Michelle Chan-Cortés

Michelle (Harran) Chan-Cortés joined BLAM Lab in October 2010 as a research assistant. Subsequently promoted to senior research coordinator, she stayed until August 2012.

Michelle graduated from Johns Hopkins University in 2010 with a bachelor’s degree in biomedical engineering. During this time, she worked in numerous labs at Johns Hopkins, the National Institutes of Health, and Tsinghua University in Beijing. Although her undergraduate was predominantly biomedical-device centered, in Dr. Reza Shadmehr’s lab, Michelle focused on motor learning in the cerebellum, specifically in patients with spino-cerebellar ataxia.

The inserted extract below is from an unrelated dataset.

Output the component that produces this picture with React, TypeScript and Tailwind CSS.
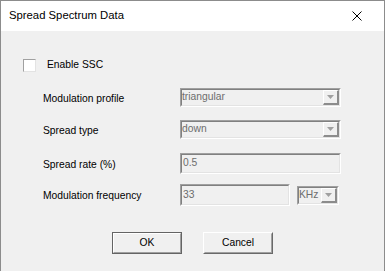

After joining BLAM Lab, her focus shifted to how stroke affects motor learning and what can be done to increase the efficiency of neurorehabilitation. Michelle helped setting up SMARTS1 and worked with different modalities to probe the neural mechanisms of recovery after stroke, including: structural and functional MRI, TMS, kinematics, and clinical assessments.

From 2012 to 2016, she then moved to Columbia University in NYC where she helped to set up SMARTS2, and aided in studies of transfer of skill.  In 2016, she moved back to Baltimore, and joined Dr. David Linden’s laboratory at Johns Hopkins. Here, she investigated cortico-neuronal regrowth after injury in a mouse model.

In 2018, Michelle started a PhD in the Johns Hopkins Department of Neuroscience under Dr. Charlotte Sumner where she studies the basic mechanisms of spinal muscular atrophy and peripheral nerve regeneration.